A representation that divides 3D space into a uniform cubic grid. Think of it as the 3D version of a 2D pixel. It is regular and easy to handle, but memory grows cubically as resolution rises. To ease this, hierarchical structures such as octree-based OctoMap are used.

Occupancy grid

A map where each cell holds a probability of "occupied / free / unknown." It is especially useful in robot navigation because it directly expresses where the robot can travel.

Occupancy grid (2D slice example)
   . = free space   # = obstacle   ? = unexplored

   ? ? ? ? ? ? ?
   ? . . . # # ?
   ? . R . # . ?      R = robot's current position
   ? . . . . . ?
   ? # # . . . ?
   ? ? ? ? ? ? ?

Representation	Strengths	Limits	Main use
Point cloud	Faithful to raw, precise	Unordered, large	Registration, reconstruction
Voxel	Regular, easy to process	Cubic memory growth	3D deep learning, collision checks
Occupancy	Directly expresses traversability	Loses fine shape	Path planning, navigation

6D Pose Estimation

For a robot that grasps objects (manipulation), knowing only where an object is on screen (2D) is not enough. It must know the 3D position (x, y, z) and the three axes of orientation (roll, pitch, yaw) to reach out accurately. Together these six degrees of freedom form the 6D pose (6-DoF pose).

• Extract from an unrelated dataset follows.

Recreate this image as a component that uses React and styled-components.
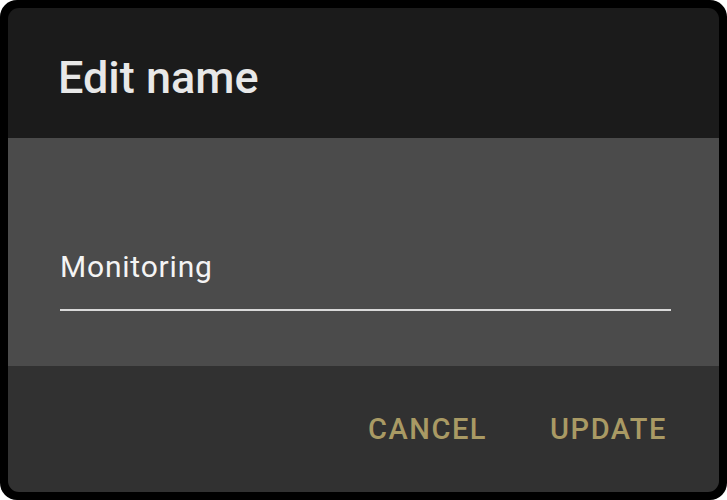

6D pose = position 3 + rotation 3

        z
        │   ↺ yaw
        │  /
        │ /
        └──────── y
       /│
      / │  ↺ pitch
     x  │
        ↺ roll

  To grasp: decide where (position) and in which orientation (rotation) to place the hand

There are two broad approaches: registering a known 3D model against the observation (e.g. ICP, Iterative Closest Point), and regressing the pose directly from the image with deep learning. In practice a hybrid is common: deep learning gives an initial estimate, and ICP refines it precisely.

Deep-Learning Perception — Detection and Segmentation

Once you know depth and shape, the next step is semantic perception, knowing "what it is."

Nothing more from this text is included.